Around Rs 22,000 crore to enter social sector as India Inc steps up CSR plans

MUMBAI: Surgeon-social entrepreneur Devi Shetty of Narayana Health is agonising over an issue of the nonmedical kind these days. The electricity bill of his expanding hospital complex in Bangalore has spiralled to Rs 1.2 crore a month, straining his financials. Shetty is now reaching out to corporates to help him tide over this energy emergency through deploying of energy-efficiency interventions and their corporate social responsibility (CSR) monies 

Around Rs 22,000 crore is expected to gush into the social sector from the next financial year onwards as Indian companies ramp up CSR spends in keeping with provisions under the Companies Act, 2013. It stipulates certain companies — with a net worth of Rs 500 crore or a turnover ofRs 1,000 crore or a net profit of Rs 5 crore — to spend at least 2% of their average net profits made over three preceding years on CSR programmes.

At a conference last week in Mumbai to link up companies with social sector players, Shetty told an eclectic gathering of corporate decisionmakers, foundation heads, and NGOs that the idea of "disassociating healthcare from affluence" could indeed come true, given the new circumstances. "We need 2 million heart surgeries a year," he said, urging companies to devise partnerships or seek out patients from under-privileged sections directly.

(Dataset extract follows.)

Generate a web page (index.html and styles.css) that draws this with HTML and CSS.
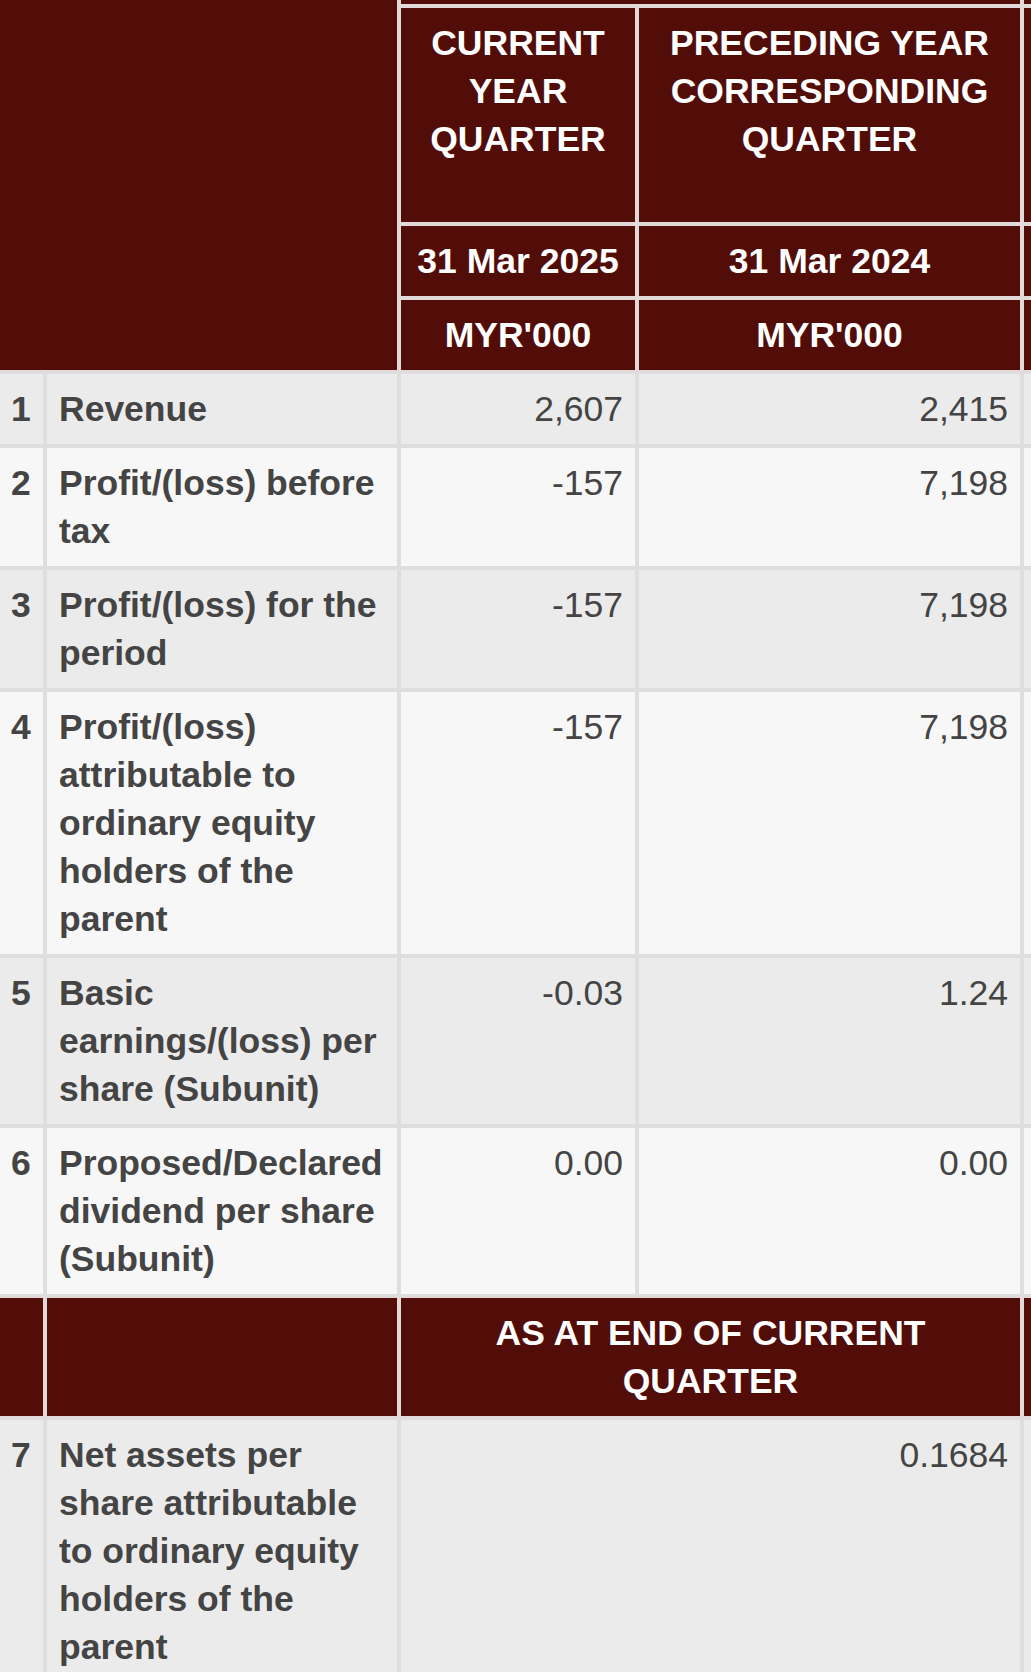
FILE: index.html
```html
<!DOCTYPE html>
<html lang="en">
<head>
<meta charset="utf-8">
<title>Financial Summary</title>
<link rel="stylesheet" href="styles.css">
</head>
<body>
<div class="frame">
  <table class="fin">
    <colgroup>
      <col class="c-num">
      <col class="c-label">
      <col class="c-cur">
      <col class="c-pre">
      <col class="c-cur">
      <col class="c-pre">
    </colgroup>
    <thead>
      <tr class="hd-top">
        <th class="hd" colspan="2" rowspan="4"></th>
        <th class="hd" colspan="2"></th>
        <th class="hd" colspan="2"></th>
      </tr>
      <tr class="hd-titles">
        <th class="hd">CURRENT YEAR QUARTER</th>
        <th class="hd">PRECEDING YEAR CORRESPONDING QUARTER</th>
        <th class="hd"></th>
        <th class="hd"></th>
      </tr>
      <tr>
        <th class="hd">31 Mar 2025</th>
        <th class="hd">31 Mar 2024</th>
        <th class="hd"></th>
        <th class="hd"></th>
      </tr>
      <tr>
        <th class="hd">MYR'000</th>
        <th class="hd">MYR'000</th>
        <th class="hd"></th>
        <th class="hd"></th>
      </tr>
    </thead>
    <tbody>
      <tr class="odd">
        <td class="num">1</td>
        <td class="label">Revenue</td>
        <td class="val">2,607</td>
        <td class="val">2,415</td>
        <td class="val"></td>
        <td class="val"></td>
      </tr>
      <tr class="even">
        <td class="num">2</td>
        <td class="label">Profit/(loss) before tax</td>
        <td class="val">-157</td>
        <td class="val">7,198</td>
        <td class="val"></td>
        <td class="val"></td>
      </tr>
      <tr class="odd">
        <td class="num">3</td>
        <td class="label">Profit/(loss) for the period</td>
        <td class="val">-157</td>
        <td class="val">7,198</td>
        <td class="val"></td>
        <td class="val"></td>
      </tr>
      <tr class="even">
        <td class="num">4</td>
        <td class="label">Profit/(loss) attributable to ordinary equity holders of the parent</td>
        <td class="val">-157</td>
        <td class="val">7,198</td>
        <td class="val"></td>
        <td class="val"></td>
      </tr>
      <tr class="odd">
        <td class="num">5</td>
        <td class="label">Basic earnings/(loss) per share (Subunit)</td>
        <td class="val">-0.03</td>
        <td class="val">1.24</td>
        <td class="val"></td>
        <td class="val"></td>
      </tr>
      <tr class="even">
        <td class="num">6</td>
        <td class="label">Proposed/Declared dividend per share (Subunit)</td>
        <td class="val">0.00</td>
        <td class="val">0.00</td>
        <td class="val"></td>
        <td class="val"></td>
      </tr>
      <tr>
        <th class="hd"></th>
        <th class="hd"></th>
        <th class="hd" colspan="2">AS AT END OF CURRENT QUARTER</th>
        <th class="hd" colspan="2"></th>
      </tr>
      <tr class="odd">
        <td class="num">7</td>
        <td class="label">Net assets per share attributable to ordinary equity holders of the parent</td>
        <td class="val" colspan="2">0.1684</td>
        <td class="val" colspan="2"></td>
      </tr>
    </tbody>
  </table>
</div>
</body>
</html>
```

FILE: styles.css
```css
html, body {
  margin: 0;
  padding: 0;
  background: #ffffff;
}

.frame {
  width: 1031px;
  height: 1672px;
  overflow: hidden;
}

.fin {
  table-layout: fixed;
  border-collapse: separate;
  border-spacing: 0;
  width: 1648px;
  margin: -68px 0 0 -3px;
  font-family: "Liberation Sans", Arial, Helvetica, sans-serif;
  font-size: 35.5px;
  line-height: 48px;
  color: #444444;
}

.c-num { width: 48px; }
.c-label { width: 354px; }
.c-cur { width: 238px; }
.c-pre { width: 385px; }

.fin th,
.fin td {
  border: 2px solid #dedede;
  padding: 11px 12px;
  vertical-align: top;
}

.fin .hd {
  background: #530d09;
  color: #ffffff;
  font-weight: bold;
  text-align: center;
  border-color: #e2dada;
}

.hd-top .hd {
  height: 48px;
}

.hd-titles .hd {
  height: 192px;
}

.odd td { background: #ebebeb; }
.even td { background: #f7f7f7; }

.num {
  font-weight: bold;
  text-align: left;
}

.label {
  font-weight: bold;
  padding-right: 8px;
}

.val {
  text-align: right;
  font-weight: normal;
  height: 48px;
}
```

Companies had sunk into complacence as the Companies Bill traversed through the laborious legislative process through the year. Now, with April 2014 looming large, many are staring at the woeful inadequacy of the CSR initiatives they had been flaunting over the years.

After an initial phase of indifference and, later, even sly attempts by a few at gaming the rules — fitting in what they are doing currently as CSR or looking for loopholes to avoid doing what they ought to be doing — companies are now preparing for a new era or a new genre of CSR interventions. 

On sensing the corporate hurt at 'being told what to do', the government too has been changing its stance: from citing Section 134 — which talks of fines and imprisonment — to a more liberal view of defining what constitutes CSR, and implementation methodologies.